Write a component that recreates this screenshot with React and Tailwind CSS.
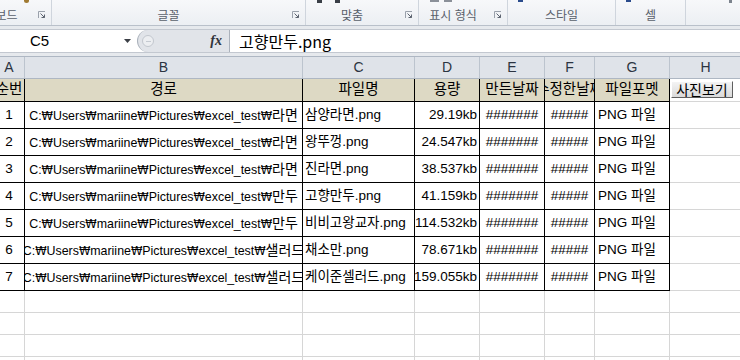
import React from "react";

const PARTS = ["C:", "Users", "mariine", "Pictures", "excel_test"];

const rows = [
  { no: "1", dir: "라면", file: "삼양라면.png", size: "29.19kb" },
  { no: "2", dir: "라면", file: "왕뚜껑.png", size: "24.547kb" },
  { no: "3", dir: "라면", file: "진라면.png", size: "38.537kb" },
  { no: "4", dir: "만두", file: "고향만두.png", size: "41.159kb" },
  { no: "5", dir: "만두", file: "비비고왕교자.png", size: "114.532kb" },
  { no: "6", dir: "샐러드", file: "채소만.png", size: "78.671kb" },
  { no: "7", dir: "샐러드", file: "케이준셀러드.png", size: "159.055kb" },
];

const CENTER = "flex items-center justify-center overflow-hidden whitespace-nowrap";
const LEFT = "flex items-center overflow-hidden whitespace-nowrap";
const RIGHT = "flex items-center justify-end overflow-hidden whitespace-nowrap";

function Path({ dir }) {
  return (
    <span className="text-[12.4px]">
      {PARTS.map((p) => (
        <React.Fragment key={p}>
          {p}
          <span className="font-['DejaVu_Sans',sans-serif] text-[11.5px]">₩</span>
        </React.Fragment>
      ))}
      <span className="text-[14px]">{dir}</span>
    </span>
  );
}

function Launcher() {
  return (
    <svg width="8" height="8" viewBox="0 0 8 8">
      <path d="M0.5 7V0.5H7" stroke="#9aa1ab" fill="none" />
      <path d="M2.5 2.5L6.5 6.5M6.5 3.5V6.5H3.5" stroke="#5d6470" fill="none" />
    </svg>
  );
}

function Group({ className, label, launcher }) {
  return (
    <div className={`h-full flex shrink-0 border-r border-[#cfd5dd] ${className}`}>
      <div className="flex-1 flex items-end justify-center">
        <span className="h-[18px] leading-[18px] text-[12px] text-[#59606b] whitespace-nowrap">
          {label}
        </span>
      </div>
      {launcher && (
        <div className="w-[20px] flex items-end pb-[6px] pl-[7px]">
          <Launcher />
        </div>
      )}
    </div>
  );
}

export default function App() {
  return (
    <div className="w-[740px] h-[360px] overflow-hidden bg-white font-['Liberation_Sans','Noto_Sans_CJK_KR',sans-serif]">
      {/* RIBBON (bottom strip) */}
      <div className="relative h-[26px] flex border-b border-[#b9c0ca] bg-gradient-to-b from-[#f7f8fa] to-[#eceff3]">
        <Group className="w-[92px] -ml-[40px]" label="클립보드" launcher />
        <Group className="w-[254px]" label="글꼴" launcher />
        <Group className="w-[113px]" label="맞춤" launcher />
        <Group className="w-[89px]" label="표시 형식" launcher />
        <Group className="w-[108px]" label="스타일" />
        <Group className="w-[70px]" label="셀" />
        <div className="flex-1" />

        {/* cut-off ribbon icons */}
        <span className="absolute left-[24px] top-0 w-[5px] h-[3px] bg-[#a07a32] rounded-b-sm" />
        <span className="absolute left-[317px] top-0 w-[5px] h-[3px] bg-[#3a3f47]" />
        <span className="absolute left-[335px] top-0 w-[5px] h-[3px] bg-[#3a3f47]" />
        <span className="absolute left-[430px] top-0 w-[9px] h-[2px] bg-[#8b9099]" />
        <span className="absolute left-[444px] top-0 w-[8px] h-[2px] bg-[#8b9099]" />
        <span className="absolute left-[518px] top-0 w-[5px] h-[2px] bg-[#2b4c8c]" />
        <span className="absolute left-[626px] top-0 w-[5px] h-[2px] bg-[#2b4c8c]" />
        <span className="absolute left-[729px] top-0 w-[3px] h-[3px] bg-[#7c838d]" />
      </div>

      {/* FORMULA BAR */}
      <div className="h-[3px] bg-[#e6e9ed]" />
      <div className="h-[24px] flex border-y border-[#c3c8d0] bg-white">
        <div className="w-[120px] shrink-0 flex items-center pl-[30px]">
          <span className="text-[15px] text-black">C5</span>
        </div>
        <div className="w-[17px] shrink-0 flex items-center">
          <svg width="7" height="4" viewBox="0 0 7 4" className="ml-[4px]">
            <path d="M0 0H7L3.5 4Z" fill="#3b3f46" />
          </svg>
        </div>
        <div className="w-[93px] shrink-0 flex items-center rounded-l-full border-l border-r border-[#aab1bb] bg-[#e1e4e9]">
          <div className="ml-[4px] w-[12px] h-[12px] rounded-full border border-[#c2c7ce] bg-[#eceef1] flex items-center justify-center">
            <span className="w-[5px] h-[1px] bg-[#c5cad1]" />
          </div>
          <div className="flex-1" />
          <span className="mr-[7px] font-['Liberation_Serif',serif] italic font-bold text-[14px] text-[#2f333a] leading-none">
            fx
          </span>
        </div>
        <div className="flex-1 flex items-center pl-[9px]">
          <span className="text-[16px] text-black leading-none font-['Noto_Sans_CJK_KR',sans-serif]">
            고향만두.png
          </span>
        </div>
      </div>
      <div className="h-[3px] bg-[#e6e9ed]" />

      {/* COLUMN HEADERS */}
      <div className="h-[23px] flex -ml-[6px] border-y border-[#aeb7c3] bg-[#dfe3e9] text-[14px] text-[#2b3441]">
        <div className={`w-[31px] shrink-0 border-r border-[#bcc4ce] ${CENTER}`}>A</div>
        <div className={`w-[278px] shrink-0 border-r border-[#bcc4ce] ${CENTER}`}>B</div>
        <div className={`w-[112px] shrink-0 border-r border-[#bcc4ce] ${CENTER}`}>C</div>
        <div className={`w-[65px] shrink-0 border-r border-[#bcc4ce] ${CENTER}`}>D</div>
        <div className={`w-[65px] shrink-0 border-r border-[#bcc4ce] ${CENTER}`}>E</div>
        <div className={`w-[50px] shrink-0 border-r border-[#bcc4ce] ${CENTER}`}>F</div>
        <div className={`w-[75px] shrink-0 border-r border-[#bcc4ce] ${CENTER}`}>G</div>
        <div className={`w-[72px] shrink-0 border-r border-[#bcc4ce] ${CENTER}`}>H</div>
        <div className="flex-1" />
      </div>

      {/* SHEET */}
      <div className="-ml-[6px] text-[13.5px] text-black">
        {/* header row */}
        <div className="h-[23px] flex text-[14.5px]">
          <div className={`w-[31px] shrink-0 border-r border-b border-black bg-[#ddd9c4] ${CENTER}`}>순번</div>
          <div className={`w-[278px] shrink-0 border-r border-b border-black bg-[#ddd9c4] ${CENTER}`}>경로</div>
          <div className={`w-[112px] shrink-0 border-r border-b border-black bg-[#ddd9c4] ${CENTER}`}>파일명</div>
          <div className={`w-[65px] shrink-0 border-r border-b border-black bg-[#ddd9c4] ${CENTER}`}>용량</div>
          <div className={`w-[65px] shrink-0 border-r border-b border-black bg-[#ddd9c4] ${CENTER}`}>만든날짜</div>
          <div className={`w-[50px] shrink-0 border-r border-b border-black bg-[#ddd9c4] ${CENTER}`}>수정한날짜</div>
          <div className={`w-[75px] shrink-0 border-r border-b border-black bg-[#ddd9c4] ${CENTER}`}>파일포멧</div>
          <div className="w-[72px] shrink-0 border-r border-b border-[#d6d6d6] flex items-start">
            <button className="ml-[1px] mt-[2px] w-[62px] h-[17px] flex items-center justify-center border border-t-white border-l-white border-b-[#5f5f5f] border-r-[#5f5f5f] bg-gradient-to-b from-[#f4f4f4] to-[#dadada] text-[14px] leading-none text-black">
              사진보기
            </button>
          </div>
          <div className="flex-1 border-b border-[#d6d6d6]" />
        </div>

        {/* data rows */}
        {rows.map((r) => (
          <div key={r.no} className="h-[27px] flex">
            <div className={`w-[31px] shrink-0 border-r border-b border-black ${CENTER}`}>{r.no}</div>
            <div className={`w-[278px] shrink-0 border-r border-b border-black ${CENTER}`}>
              <Path dir={r.dir} />
            </div>
            <div className={`w-[112px] shrink-0 border-r border-b border-black pl-[2px] ${LEFT}`}>{r.file}</div>
            <div className={`w-[65px] shrink-0 border-r border-b border-black pr-[2px] ${RIGHT}`}>{r.size}</div>
            <div className={`w-[65px] shrink-0 border-r border-b border-black ${CENTER}`}>#######</div>
            <div className={`w-[50px] shrink-0 border-r border-b border-black ${CENTER}`}>#####</div>
            <div className={`w-[75px] shrink-0 border-r border-b border-black pl-[3px] ${LEFT}`}>PNG 파일</div>
            <div className="w-[72px] shrink-0 border-r border-b border-[#d6d6d6]" />
            <div className="flex-1 border-b border-[#d6d6d6]" />
          </div>
        ))}

        {/* empty rows */}
        {[0, 1, 2, 3].map((i) => (
          <div key={i} className="h-[22px] flex">
            <div className="w-[31px] shrink-0 border-r border-b border-[#d6d6d6]" />
            <div className="w-[278px] shrink-0 border-r border-b border-[#d6d6d6]" />
            <div className="w-[112px] shrink-0 border-r border-b border-[#d6d6d6]" />
            <div className="w-[65px] shrink-0 border-r border-b border-[#d6d6d6]" />
            <div className="w-[65px] shrink-0 border-r border-b border-[#d6d6d6]" />
            <div className="w-[50px] shrink-0 border-r border-b border-[#d6d6d6]" />
            <div className="w-[75px] shrink-0 border-r border-b border-[#d6d6d6]" />
            <div className="w-[72px] shrink-0 border-r border-b border-[#d6d6d6]" />
            <div className="flex-1 border-b border-[#d6d6d6]" />
          </div>
        ))}
      </div>
    </div>
  );
}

________

■ **What to work on**: For the listing above, identify each line bearing "React".

■ **Complete answer**:
Write a component that recreates this screenshot with React and Tailwind CSS.
import React from "react";
        <React.Fragment key={p}>
        </React.Fragment>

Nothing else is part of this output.